Repeat the listing word for word. No pictures belong in the copy.
* BEGIN Data extract *
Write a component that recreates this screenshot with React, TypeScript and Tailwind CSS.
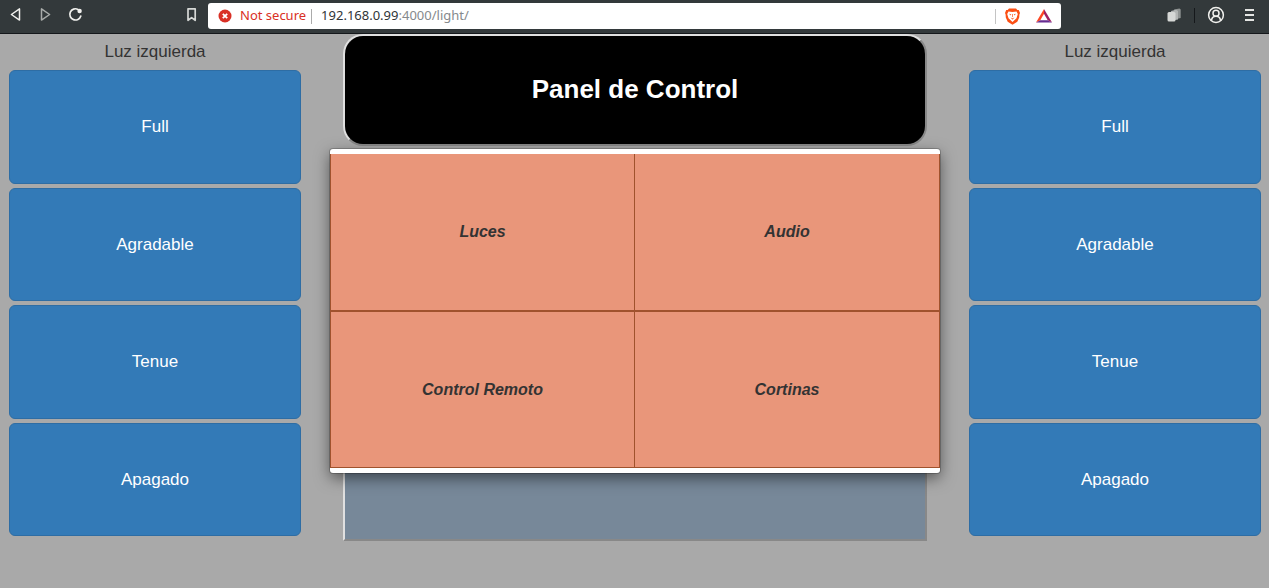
import React from "react";

const scenes = ["Full", "Agradable", "Tenue", "Apagado"];
const sections = ["Luces", "Audio", "Control Remoto", "Cortinas"];

function IconButton({ label, className = "", children }: { label: string; className?: string; children: React.ReactNode }) {
  return (
    <button type="button" aria-label={label} className={`flex shrink-0 items-center justify-center ${className}`}>
      {children}
    </button>
  );
}

function BrowserBar() {
  return (
    <header className="flex h-[34px] items-center border-b border-[#15181b] bg-[#33393b] pb-[3px]">
      <div className="flex w-[208px] shrink-0 items-center pl-2">
        <IconButton label="Back" className="size-4">
          <svg viewBox="0 0 16 16" className="size-4" fill="none" stroke="#f1f1ee" strokeWidth="1.5" strokeLinejoin="round">
            <path d="M11.5 1.9v11.2L3.4 7.5z" />
          </svg>
        </IconButton>
        <IconButton label="Forward" className="ml-[14px] size-4">
          <svg viewBox="0 0 16 16" className="size-4" fill="none" stroke="#a9acaa" strokeWidth="1.5" strokeLinejoin="round">
            <path d="M3.5 1.9v11.2L11.6 7.5z" />
          </svg>
        </IconButton>
        <IconButton label="Reload" className="ml-[14px] size-4">
          <svg viewBox="0 0 16 16" className="size-4" fill="none">
            <path d="M10 2.4A5.6 5.6 0 1 0 12.8 9" stroke="#f1f1ee" strokeWidth="1.7" strokeLinecap="round" />
            <circle cx="11.6" cy="4" r="2.2" fill="#f1f1ee" />
          </svg>
        </IconButton>
        <IconButton label="Bookmark" className="mr-2 ml-auto size-4">
          <svg viewBox="0 0 16 16" className="size-4" fill="none" stroke="#d6d8d6" strokeWidth="1.7" strokeLinejoin="round">
            <path d="M4 1.800h7.200v11.500L7.600 10.600l-3.600 2.700z" />
          </svg>
        </IconButton>
      </div>
      <div className="mt-[2px] flex h-[26px] w-full max-w-[853px] min-w-0 items-center rounded-[3px] bg-white font-['Noto_Sans','Open_Sans',sans-serif] text-[13px]">
        <svg viewBox="0 0 14 14" className="ml-[10px] size-[14px] shrink-0">
          <circle cx="7" cy="7" r="6.500" fill="#d93025" />
          <path d="M4.800 4.800l4.400 4.400M9.200 4.800l-4.400 4.400" stroke="#fff" strokeWidth="1.800" />
        </svg>
        <span className="ml-2 shrink-0 text-[#d93025]">Not secure</span>
        <span className="ml-[5px] h-[15px] w-px shrink-0 bg-[#ababab]" />
        <span className="ml-[9px] text-[#85898c]">
          <span className="text-[#303437]">192.168.0.99</span>:4000/light/
        </span>
        <span className="ml-auto h-[15px] w-px shrink-0 bg-[#c4c4c4]" />
        <IconButton label="Brave Shields" className="ml-2 size-[17px]">
          <svg viewBox="0 0 17 17" className="size-[17px]">
            <path d="M5 .500h7l1.300 1.500h1.500l1.200 3-.600 1.500-.200 3-1.900 4.300-4.800 3-4.800-3L1.800 9.500l-.200-3L1 5l1.200-3h1.500z" fill="#fb4f14" />
            <path d="M4.500 3.500l4 .500 4-.500 1.300 2.500-1.300 4.200-4 3.800-4-3.800-1.300-4.200z" fill="#fff" />
            <path d="M5 5.800l2.300.500-.7 1.200zM12 5.800l-2.300.500.700 1.200zM8.100 6h.8v3h-.8zM6.500 9.600l2 .700 2-.700-2 2.200z" fill="#fb6a38" />
          </svg>
        </IconButton>
        <IconButton label="Brave Rewards" className="mr-2 ml-[14px] size-[18px]">
          <svg viewBox="0 0 18 18" className="size-[18px]">
            <path d="M9 2L1 15.500 5.300 13.200 9 6.800z" fill="#ff4724" />
            <path d="M9 2l8 13.500-4.300-2.300L9 6.800z" fill="#9e1f63" />
            <path d="M1 15.500h16l-4.300-2.300H5.300z" fill="#662d91" />
          </svg>
        </IconButton>
      </div>
      <div className="ml-auto flex shrink-0 items-center pr-3">
        <IconButton label="Extensions" className="size-4">
          <svg viewBox="0 0 16 16" className="size-4">
            <path d="M8 2.500l5.500-1 1.200 1V11l-6 1.500z" fill="#8f9392" />
            <path d="M5 4l5-1.200 2 1.200v8.500L6 13.500z" fill="#b2b5b4" />
            <rect x="1.500" y="5" width="8" height="9.500" rx="1.500" fill="#d6d8d6" />
          </svg>
        </IconButton>
        <span className="ml-[12px] h-[15px] w-px bg-[#15181b]" />
        <IconButton label="Profile" className="ml-[12px] size-[18px]">
          <svg viewBox="0 0 18 18" className="size-[18px]" fill="none" stroke="#f1f1ee" strokeWidth="1.500">
            <circle cx="9" cy="9" r="7.400" />
            <circle cx="9" cy="7.300" r="3" />
            <path d="M4.500 14.300c.300-2.300 2-4 4.500-4s4.200 1.700 4.500 4" />
          </svg>
        </IconButton>
        <IconButton label="Menu" className="ml-[16px] size-4">
          <svg viewBox="0 0 16 16" className="size-4" stroke="#e4e5e3" strokeWidth="2">
            <path d="M4 3h9M4 8h9M4 13h9" />
          </svg>
        </IconButton>
      </div>
    </header>
  );
}

function LightColumn() {
  return (
    <section className="flex flex-col">
      <h2 className="pt-[5px] text-center text-[17px] leading-[26px] text-[#333333]">Luz izquierda</h2>
      <div className="mt-[5px] grid min-h-[466px] auto-rows-fr gap-1">
        {scenes.map((scene) => (
          <button key={scene} type="button" className="rounded-md border border-[#2e6da4] bg-[#337ab7] text-[17px] text-white">
            {scene}
          </button>
        ))}
      </div>
    </section>
  );
}

function ControlPanel() {
  return (
    <main className="relative self-start">
      <div className="flex h-28 items-center justify-center rounded-[20px] border-2 border-t-[#e0e0e0] border-r-[#888888] border-b-[#888888] border-l-[#e0e0e0] bg-black pb-[2px]">
        <h1 className="text-[26px] font-bold text-white">Panel de Control</h1>
      </div>
      <div className="mt-2 h-[387px] border-2 border-t-[#e0e0e0] border-r-[#888888] border-b-[#888888] border-l-[#e0e0e0] bg-[#778899]" />
      <nav className="absolute -inset-x-[13px] top-[115px] rounded-[3px] bg-white py-[5px] shadow-[0_0_0_1px_rgba(0,0,0,0.200),0_5px_15px_rgba(0,0,0,0.500)]">
        <div className="grid grid-cols-2">
          {sections.map((section) => (
            <button
              key={section}
              type="button"
              className="h-[157px] border border-[#a0522d] bg-[#e9967a] text-[16px] font-bold text-[#333333] italic even:border-l-0 [&:nth-child(-n+2)]:border-t-0"
            >
              {section}
            </button>
          ))}
        </div>
      </nav>
    </main>
  );
}

export default function App() {
  return (
    <div className="min-h-screen bg-[#a9a9a9] font-['Liberation_Sans',Arial,sans-serif]">
      <BrowserBar />
      <div className="grid grid-cols-[1fr_2fr_1fr] gap-x-[42px] pr-2 pl-[9px]">
        <LightColumn />
        <ControlPanel />
        <LightColumn />
      </div>
    </div>
  );
}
* END Data extract *
**Exercise answer:**
Write a component that recreates this screenshot with React, TypeScript and Tailwind CSS.
import React from "react";

const scenes = ["Full", "Agradable", "Tenue", "Apagado"];
const sections = ["Luces", "Audio", "Control Remoto", "Cortinas"];

function IconButton({ label, className = "", children }: { label: string; className?: string; children: React.ReactNode }) {
  return (
    <button type="button" aria-label={label} className={`flex shrink-0 items-center justify-center ${className}`}>
      {children}
    </button>
  );
}

function BrowserBar() {
  return (
    <header className="flex h-[34px] items-center border-b border-[#15181b] bg-[#33393b] pb-[3px]">
      <div className="flex w-[208px] shrink-0 items-center pl-2">
        <IconButton label="Back" className="size-4">
          <svg viewBox="0 0 16 16" className="size-4" fill="none" stroke="#f1f1ee" strokeWidth="1.5" strokeLinejoin="round">
            <path d="M11.5 1.9v11.2L3.4 7.5z" />
          </svg>
        </IconButton>
        <IconButton label="Forward" className="ml-[14px] size-4">
          <svg viewBox="0 0 16 16" className="size-4" fill="none" stroke="#a9acaa" strokeWidth="1.5" strokeLinejoin="round">
            <path d="M3.5 1.9v11.2L11.6 7.5z" />
          </svg>
        </IconButton>
        <IconButton label="Reload" className="ml-[14px] size-4">
          <svg viewBox="0 0 16 16" className="size-4" fill="none">
            <path d="M10 2.4A5.6 5.6 0 1 0 12.8 9" stroke="#f1f1ee" strokeWidth="1.7" strokeLinecap="round" />
            <circle cx="11.6" cy="4" r="2.2" fill="#f1f1ee" />
          </svg>
        </IconButton>
        <IconButton label="Bookmark" className="mr-2 ml-auto size-4">
          <svg viewBox="0 0 16 16" className="size-4" fill="none" stroke="#d6d8d6" strokeWidth="1.7" strokeLinejoin="round">
            <path d="M4 1.800h7.200v11.500L7.600 10.600l-3.600 2.700z" />
          </svg>
        </IconButton>
      </div>
      <div className="mt-[2px] flex h-[26px] w-full max-w-[853px] min-w-0 items-center rounded-[3px] bg-white font-['Noto_Sans','Open_Sans',sans-serif] text-[13px]">
        <svg viewBox="0 0 14 14" className="ml-[10px] size-[14px] shrink-0">
          <circle cx="7" cy="7" r="6.500" fill="#d93025" />
          <path d="M4.800 4.800l4.400 4.400M9.200 4.800l-4.400 4.400" stroke="#fff" strokeWidth="1.800" />
        </svg>
        <span className="ml-2 shrink-0 text-[#d93025]">Not secure</span>
        <span className="ml-[5px] h-[15px] w-px shrink-0 bg-[#ababab]" />
        <span className="ml-[9px] text-[#85898c]">
          <span className="text-[#303437]">192.168.0.99</span>:4000/light/
        </span>
        <span className="ml-auto h-[15px] w-px shrink-0 bg-[#c4c4c4]" />
        <IconButton label="Brave Shields" className="ml-2 size-[17px]">
          <svg viewBox="0 0 17 17" className="size-[17px]">
            <path d="M5 .500h7l1.300 1.500h1.500l1.200 3-.600 1.500-.200 3-1.900 4.300-4.800 3-4.800-3L1.800 9.500l-.200-3L1 5l1.200-3h1.500z" fill="#fb4f14" />
            <path d="M4.500 3.500l4 .500 4-.500 1.300 2.500-1.300 4.200-4 3.800-4-3.800-1.300-4.200z" fill="#fff" />
            <path d="M5 5.800l2.300.500-.7 1.200zM12 5.800l-2.300.500.700 1.200zM8.100 6h.8v3h-.8zM6.500 9.600l2 .700 2-.700-2 2.200z" fill="#fb6a38" />
          </svg>
        </IconButton>
        <IconButton label="Brave Rewards" className="mr-2 ml-[14px] size-[18px]">
          <svg viewBox="0 0 18 18" className="size-[18px]">
            <path d="M9 2L1 15.500 5.300 13.200 9 6.800z" fill="#ff4724" />
            <path d="M9 2l8 13.500-4.300-2.300L9 6.800z" fill="#9e1f63" />
            <path d="M1 15.500h16l-4.300-2.300H5.300z" fill="#662d91" />
          </svg>
        </IconButton>
      </div>
      <div className="ml-auto flex shrink-0 items-center pr-3">
        <IconButton label="Extensions" className="size-4">
          <svg viewBox="0 0 16 16" className="size-4">
            <path d="M8 2.500l5.500-1 1.200 1V11l-6 1.500z" fill="#8f9392" />
            <path d="M5 4l5-1.200 2 1.200v8.500L6 13.500z" fill="#b2b5b4" />
            <rect x="1.500" y="5" width="8" height="9.500" rx="1.500" fill="#d6d8d6" />
          </svg>
        </IconButton>
        <span className="ml-[12px] h-[15px] w-px bg-[#15181b]" />
        <IconButton label="Profile" className="ml-[12px] size-[18px]">
          <svg viewBox="0 0 18 18" className="size-[18px]" fill="none" stroke="#f1f1ee" strokeWidth="1.500">
            <circle cx="9" cy="9" r="7.400" />
            <circle cx="9" cy="7.300" r="3" />
            <path d="M4.500 14.300c.300-2.300 2-4 4.500-4s4.200 1.700 4.500 4" />
          </svg>
        </IconButton>
        <IconButton label="Menu" className="ml-[16px] size-4">
          <svg viewBox="0 0 16 16" className="size-4" stroke="#e4e5e3" strokeWidth="2">
            <path d="M4 3h9M4 8h9M4 13h9" />
          </svg>
        </IconButton>
      </div>
    </header>
  );
}

function LightColumn() {
  return (
    <section className="flex flex-col">
      <h2 className="pt-[5px] text-center text-[17px] leading-[26px] text-[#333333]">Luz izquierda</h2>
      <div className="mt-[5px] grid min-h-[466px] auto-rows-fr gap-1">
        {scenes.map((scene) => (
          <button key={scene} type="button" className="rounded-md border border-[#2e6da4] bg-[#337ab7] text-[17px] text-white">
            {scene}
          </button>
        ))}
      </div>
    </section>
  );
}

function ControlPanel() {
  return (
    <main className="relative self-start">
      <div className="flex h-28 items-center justify-center rounded-[20px] border-2 border-t-[#e0e0e0] border-r-[#888888] border-b-[#888888] border-l-[#e0e0e0] bg-black pb-[2px]">
        <h1 className="text-[26px] font-bold text-white">Panel de Control</h1>
      </div>
      <div className="mt-2 h-[387px] border-2 border-t-[#e0e0e0] border-r-[#888888] border-b-[#888888] border-l-[#e0e0e0] bg-[#778899]" />
      <nav className="absolute -inset-x-[13px] top-[115px] rounded-[3px] bg-white py-[5px] shadow-[0_0_0_1px_rgba(0,0,0,0.200),0_5px_15px_rgba(0,0,0,0.500)]">
        <div className="grid grid-cols-2">
          {sections.map((section) => (
            <button
              key={section}
              type="button"
              className="h-[157px] border border-[#a0522d] bg-[#e9967a] text-[16px] font-bold text-[#333333] italic even:border-l-0 [&:nth-child(-n+2)]:border-t-0"
            >
              {section}
            </button>
          ))}
        </div>
      </nav>
    </main>
  );
}

export default function App() {
  return (
    <div className="min-h-screen bg-[#a9a9a9] font-['Liberation_Sans',Arial,sans-serif]">
      <BrowserBar />
      <div className="grid grid-cols-[1fr_2fr_1fr] gap-x-[42px] pr-2 pl-[9px]">
        <LightColumn />
        <ControlPanel />
        <LightColumn />
      </div>
    </div>
  );
}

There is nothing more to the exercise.